Shared-use mobility services largely serve major metropolitan areas. However, increasingly officials, who represent rural communities, want to know whether these types of services may be able to provide more cost-effective access to rural residents than is currently possible by fixed-route and dial-a-ride transit services. Many of these officials must contend with low farebox recovery rates that threaten transit funding and subsequent cutbacks in transit services that are often strongly opposed by constituents.

In this study, the cost-effectiveness of existing inter-city transit service in rural disadvantaged communities in the San Joaquin Valley (California) is compared to hypothetical ridesharing and carsharing services. The results show significant potential to reduce transit costs and reinvest those cost saving to expand shared mobility services.

The cost-effectiveness analysis is supplemented with reviews of existing shared-use mobility pilots and consultations with experts in shared mobility and local transportation planning. The result is two shared-use mobility pilot concepts in seven communities in four counties in the San Joaquin Valley region:

1. Carsharing and ridesourcing in affordable housing complexes in the Dinuba, Cutler, and Orosi community of Tulare County and the Lamont-Arvin and Wasco communities of Kern County. The development density of selected locations support walk access to carsharing for residents in the affordable housing complexes and surrounding neighborhoods. Ridesourcing would be introduced to provide first and last mile access to transit and carsharing when it is not possible for residents to walk to these services. Ridesourcing would also provide direct access to destinations when it is not possible to complete an essential trip with transit or carsharing. Carsharing and ridesourcing would be subsidized to ensure that the services are affordable. It is anticipated that this program will produce significant savings from reduced dial-a-ride service costs that can be used for sustained operations.

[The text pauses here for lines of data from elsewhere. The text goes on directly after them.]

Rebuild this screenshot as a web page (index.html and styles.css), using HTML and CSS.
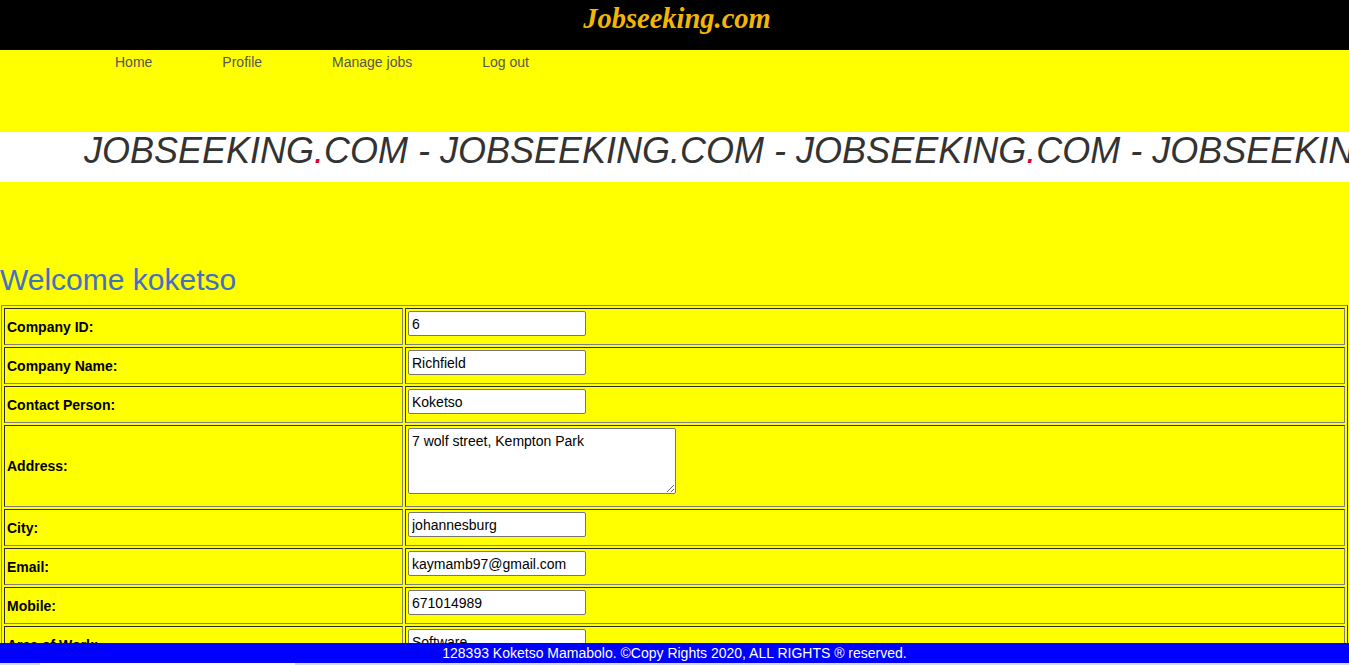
FILE: index.html
```html
<!DOCTYPE html>
<html lang="en">
<head>
<meta charset="utf-8">
<title>Jobseeking.com</title>
<link rel="stylesheet" href="styles.css">
</head>
<body>
<header class="site-header">
  <h1 class="brand">Jobseeking.com</h1>
</header>
<nav class="main-nav">
  <ul class="nav-list">
    <li><a href="#">Home</a></li>
    <li><a href="#">Profile</a></li>
    <li><a href="#">Manage jobs</a></li>
    <li><a href="#">Log out</a></li>
  </ul>
</nav>
<div class="marquee">
  <span class="marquee-text">JOBSEEKING<span class="dot">.</span>COM - JOBSEEKING.COM - JOBSEEKING<span class="dot">.</span>COM - JOBSEEKING.COM - </span>
</div>
<main class="content">
  <h2 class="welcome">Welcome koketso</h2>
  <form class="profile-form">
    <table class="profile-table">
      <colgroup><col class="col-label"><col class="col-field"></colgroup>
      <tr><td class="label">Company ID:</td><td class="field"><input type="text" value="6"></td></tr>
      <tr><td class="label">Company Name:</td><td class="field"><input type="text" value="Richfield"></td></tr>
      <tr><td class="label">Contact Person:</td><td class="field"><input type="text" value="Koketso"></td></tr>
      <tr class="tall"><td class="label">Address:</td><td class="field"><textarea>7 wolf street, Kempton Park</textarea></td></tr>
      <tr><td class="label">City:</td><td class="field"><input type="text" value="johannesburg"></td></tr>
      <tr><td class="label">Email:</td><td class="field"><input type="text" value="kaymamb97@gmail.com"></td></tr>
      <tr><td class="label">Mobile:</td><td class="field"><input type="text" value="671014989"></td></tr>
      <tr><td class="label">Area of Work:</td><td class="field"><input type="text" value="Software"></td></tr>
    </table>
  </form>
</main>
<footer class="site-footer">
  <div class="footer-bar">128393 Koketso Mamabolo. ©Copy Rights 2020, ALL RIGHTS ® reserved.</div>
  <div class="footer-strip"><span class="strip-thumb"></span></div>
</footer>
</body>
</html>
```
FILE: styles.css
```css
html, body {
  margin: 0;
  padding: 0;
}
body {
  background: #ffff00;
  font-family: "Liberation Sans", Arial, sans-serif;
  overflow: hidden;
}
.site-header {
  background: #000;
  height: 50px;
  display: flex;
  justify-content: center;
  align-items: flex-start;
}
.brand {
  margin: 3px 0 0 5px;
  font-family: "Liberation Serif", "Times New Roman", serif;
  font-style: italic;
  font-weight: bold;
  font-size: 28.5px;
  line-height: 32px;
  color: #f2b705;
}
.main-nav {
  height: 82px;
}
.nav-list {
  list-style: none;
  margin: 0;
  padding: 3px 0 0 80px;
  display: flex;
}
.nav-list li {
  padding: 0 35px;
}
.nav-list a {
  color: #555;
  text-decoration: none;
  font-size: 14px;
  line-height: 16px;
}
.marquee {
  background: #fff;
  height: 50px;
  overflow: hidden;
  white-space: nowrap;
  padding-left: 84px;
}
.marquee-text {
  font-size: 36px;
  font-style: italic;
  color: #333;
  line-height: 38px;
}
.dot {
  color: #e0002a;
}
.content {
  padding-top: 81px;
}
.welcome {
  margin: 0 0 8px 0;
  font-size: 30px;
  font-weight: normal;
  line-height: 34px;
  color: #4470c4;
}
.profile-form {
  margin: 0;
}
.profile-table {
  margin-left: 1px;
  width: 1347px;
  table-layout: fixed;
  border: 1px outset #808080;
  border-spacing: 2px;
}
.col-label {
  width: 399px;
}
.profile-table td {
  box-sizing: border-box;
  height: 37px;
  border: 1px inset #808080;
  padding: 2px;
  font-size: 14px;
}
.profile-table tr.tall td {
  height: 82px;
}
.label {
  font-weight: bold;
  vertical-align: middle;
}
.field {
  vertical-align: top;
}
.field input {
  box-sizing: border-box;
  width: 178px;
  height: 25px;
  margin: 0;
  padding: 1px 3px;
  border: 1px solid #767676;
  border-radius: 2px;
  font-family: "Liberation Sans", Arial, sans-serif;
  font-size: 14px;
  color: #000;
  background: #fff;
}
.field textarea {
  box-sizing: border-box;
  display: block;
  width: 268px;
  height: 66px;
  margin: 0;
  padding: 4px 3px 2px 3px;
  border: 1px solid #767676;
  border-radius: 2px;
  font-family: "Liberation Sans", Arial, sans-serif;
  font-size: 14px;
  color: #000;
  background: #fff;
}
.site-footer {
  position: fixed;
  left: 0;
  right: 0;
  bottom: 0;
}
.footer-bar {
  background: #0000ff;
  color: #fff;
  text-align: center;
  font-size: 14px;
  line-height: 20px;
  height: 20px;
}
.footer-strip {
  height: 2px;
  background: #d8d8e0;
  display: flex;
  padding-left: 40px;
}
.strip-thumb {
  width: 255px;
  background: #fff;
}
```
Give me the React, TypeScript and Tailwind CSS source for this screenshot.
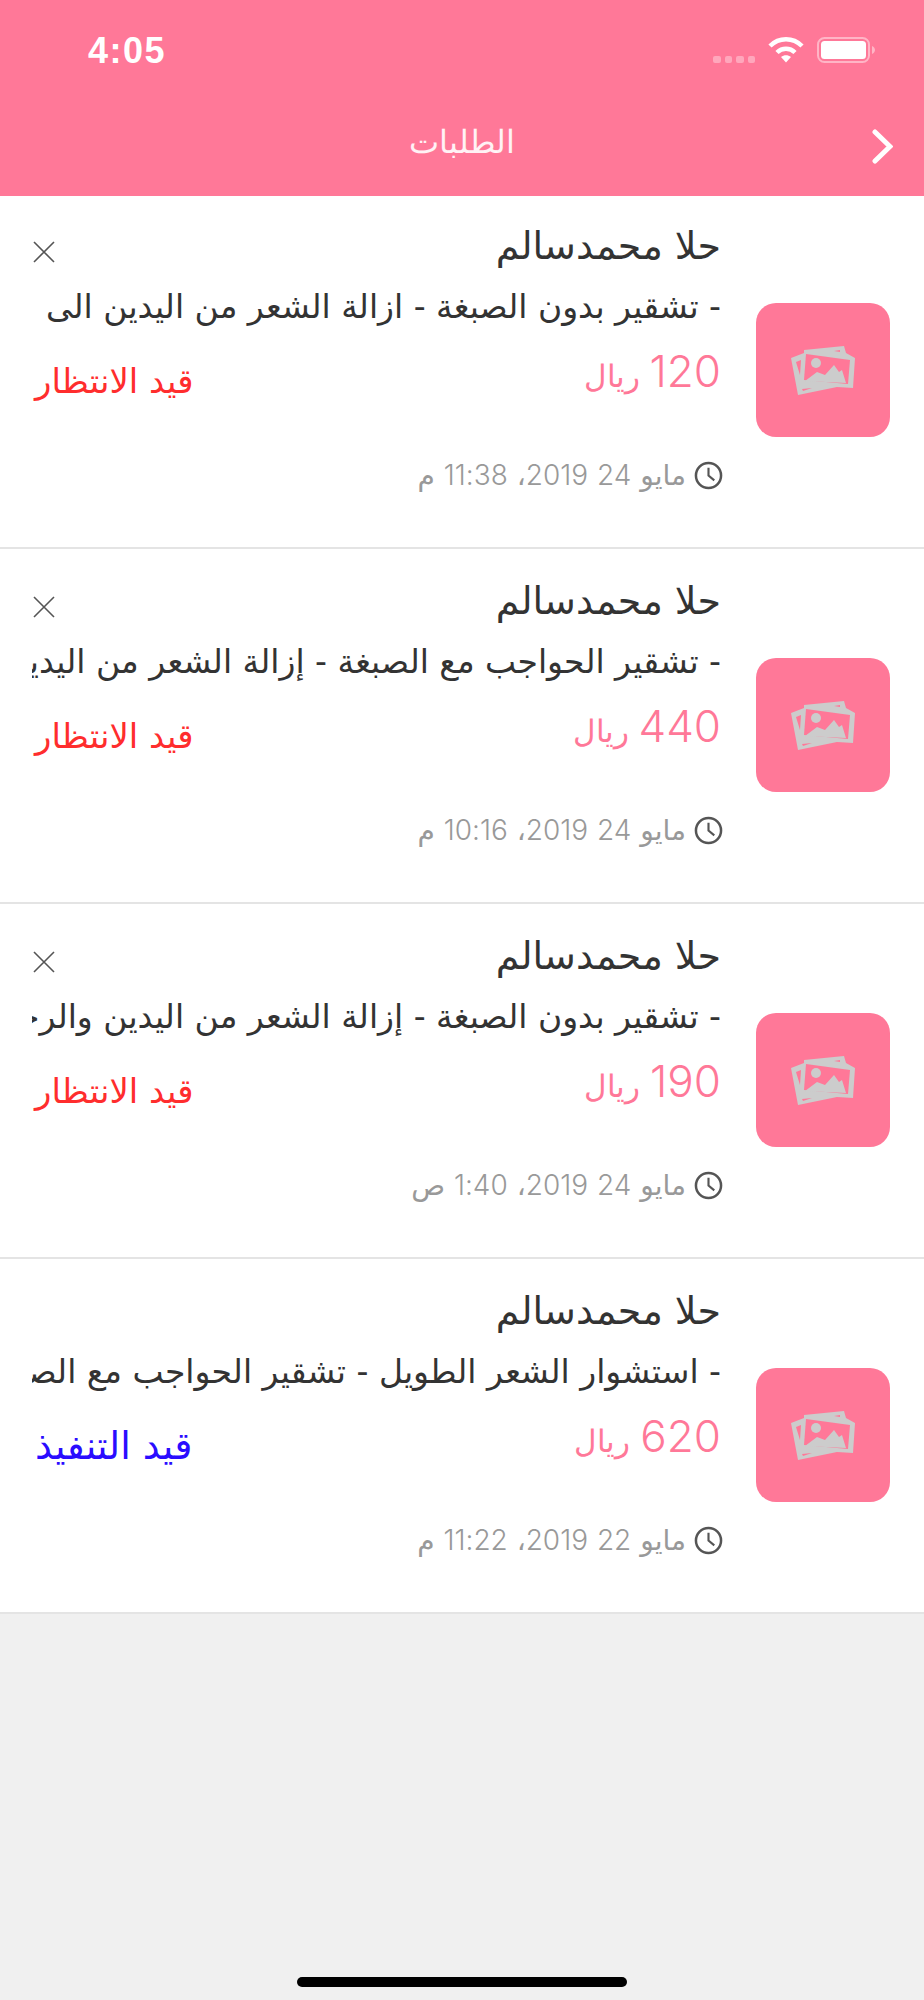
const orders = [
  { desc: "- تشقير بدون الصبغة - ازالة الشعر من اليدين الى", price: "120", status: "قيد الانتظار", blue: false, date: "مايو 24 2019، 11:38 م", x: true },
  { desc: "- تشقير الحواجب مع الصبغة - إزالة الشعر من اليدين الى", price: "440", status: "قيد الانتظار", blue: false, date: "مايو 24 2019، 10:16 م", x: true },
  { desc: "- تشقير بدون الصبغة - إزالة الشعر من اليدين والرجلين", price: "190", status: "قيد الانتظار", blue: false, date: "مايو 24 2019، 1:40 ص", x: true },
  { desc: "- استشوار الشعر الطويل - تشقير الحواجب مع الصبغة", price: "620", status: "قيد التنفيذ", blue: true, date: "مايو 22 2019، 11:22 م", x: false },
];

function Wifi() {
  return (
    <svg width="36" height="26" viewBox="0 0 36 26" fill="none" stroke="white" strokeWidth="4.5">
      <path d="M2 9 C11 0 25 0 34 9" />
      <path d="M9 15.5 C14 10.5 22 10.5 27 15.5" />
      <path d="M18 25.5 L13 20 C16 17.5 20 17.5 23 20 Z" fill="white" stroke="none" />
    </svg>
  );
}

function Battery() {
  return (
    <svg width="59" height="26" viewBox="0 0 59 26" fill="none">
      <rect x="1" y="1" width="51" height="24" rx="6.5" stroke="white" strokeOpacity="0.45" strokeWidth="2" />
      <rect x="4" y="4" width="45" height="18" rx="3.5" fill="white" />
      <path d="M55 9 C57 10 58 11.5 58 13 C58 14.5 57 16 55 17 Z" fill="white" fillOpacity="0.45" />
    </svg>
  );
}

function PhotoIcon() {
  return (
    <svg width="72" height="60" viewBox="0 0 72 60">
      <path d="M4 18 L17 13 L17 10 L57 6 L59 13 L68 18 L66 48 L50 47 L11 55 Z" fill="#cccccc" />
      <path d="M19 14 L63 20 L61 44 L17 40 Z" fill="#ff7898" />
      <path d="M9 22 L14 20 L13 35 Z M15 49 L25 48 L16 51 Z M47 11 L53 10 L53 12 Z" fill="#ff7898" />
      <circle cx="29" cy="23" r="5" fill="#cccccc" />
      <path d="M18 41 L30 32 L38 35 L47 25 L52 32 L55 30 L59 43 Z" fill="#cccccc" />
    </svg>
  );
}

function Digits({ text }: { text: string }) {
  return (
    <>
      {text.split(/([\d:]+)/).map((part, i) =>
        i % 2 === 1 ? (
          <span key={i} className="font-['Inter',sans-serif] font-light tracking-[-1.7px]">{part}</span>
        ) : (
          <span key={i}>{part}</span>
        )
      )}
    </>
  );
}

export default function App() {
  return (
    <div className="flex h-[2000px] w-[924px] flex-col overflow-hidden bg-[#f0f0f0] font-['Liberation_Sans','DejaVu_Sans',sans-serif]">
      <header className="relative z-10 flex h-[196px] flex-col bg-[#ff7898] text-white">
        <div className="flex h-[100px] items-start justify-between pl-[88px] pr-[48px] pt-[30px]">
          <span className="text-[36px] font-bold leading-[42px] tracking-[1.5px]">4:05</span>
          <div className="flex items-start pt-[7px]">
            <div className="mr-[13px] mt-[19px] flex gap-[4px]">
              <span className="h-[7px] w-[7.5px] rounded-[2px] bg-white/35" />
              <span className="h-[7px] w-[7.5px] rounded-[2px] bg-white/35" />
              <span className="h-[7px] w-[7.5px] rounded-[2px] bg-white/35" />
              <span className="h-[7px] w-[7.5px] rounded-[2px] bg-white/35" />
            </div>
            <Wifi />
            <div className="ml-[13px]"><Battery /></div>
          </div>
        </div>
        <div className="flex flex-1 items-start pt-[20px] pr-[31px]">
          <span dir="rtl" className="ml-[409px] mr-auto font-['DejaVu_Sans',sans-serif] text-[32px] font-extralight leading-[44px] text-white/90">الطلبات</span>
          <svg className="mt-[9px]" width="21" height="35" viewBox="0 0 21 35" fill="none" stroke="white" strokeWidth="5" strokeLinecap="round">
            <path d="M3 3 L18 17.5 L3 32" />
          </svg>
        </div>
      </header>
      <main dir="rtl" className="-mt-[2px]">
        {orders.map((o, i) => (
          <section key={i} className="flex h-[355px] items-start border-b-2 border-[#e4e4e4] bg-white pr-[34px]">
            <div className="mt-[109px] flex h-[134px] w-[134px] shrink-0 items-center justify-center rounded-[20px] bg-[#ff7898]">
              <PhotoIcon />
            </div>
            <div className="ml-[32px] mr-[35px] flex min-w-0 flex-1 flex-col pt-[27px] font-['DejaVu_Sans',sans-serif]">
              <div className="flex h-[50px] items-center justify-between">
                <h2 className="text-[38px] font-normal leading-[50px] text-[#333333]">حلا محمدسالم</h2>
                {o.x && (
                  <svg className="ml-[1px] mt-[12px]" width="22" height="22" viewBox="0 0 22 22" stroke="#555555" strokeWidth="1.6">
                    <path d="M1 1 L21 21 M21 1 L1 21" />
                  </svg>
                )}
              </div>
              <p className="mt-[13px] overflow-hidden whitespace-nowrap text-[33px] leading-[46px] text-[#333333]">{o.desc}</p>
              <div className="mt-[16px] flex h-[52px] items-center justify-between">
                <span className="text-[#ff7898]">
                  <span className="font-['Inter',sans-serif] text-[44px] font-light leading-[52px] tracking-[-3.5px]">{o.price}</span>
                  <span className="text-[31px] font-extralight"> ريال</span>
                </span>
                <span className={`ml-[3px] mt-[18px] leading-[50px] ${o.blue ? "text-[38px] text-[#2a0cff]" : "text-[34px] text-[#ff2d2d]"}`}>{o.status}</span>
              </div>
              <div className="-mr-[2px] mt-[59px] flex items-center gap-[8px] text-[#999999]">
                <svg width="29" height="29" viewBox="0 0 30 30" fill="none" stroke="#555555" strokeWidth="2.6">
                  <circle cx="15" cy="15" r="13" />
                  <path d="M15 7 V15 L21 20" strokeWidth="2.2" />
                </svg>
                <span className="text-[28px] leading-[36px]"><Digits text={o.date} /></span>
              </div>
            </div>
          </section>
        ))}
      </main>
      <div className="flex flex-1 items-end justify-center pb-[13px]">
        <div className="h-[10px] w-[330px] rounded-full bg-black" />
      </div>
    </div>
  );
}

2. A technology platform that enables improved efficiency for multiple independently operated demand responsive transportation services in jurisdictions in northeast Stanislaus and southeast San Joaquin counties. The platform aggregates the demand and supply of available services (e.g., dial-a-ride, volunteer transportation organizations, carsharing, and ridesourcing): (a) participating transit providers would communicate the demand for travel (departure/arrival times and locations) and (b) suppliers would communicate vehicle availability, capacity, and fares. The platform would use this data to match travelers and drivers to minimize service costs, travel times, and greenhouse gas emissions by filling available seats and reducing empty travel miles. Outreach would be conducted to engage and expand service providers and to increase the pool of volunteer drivers.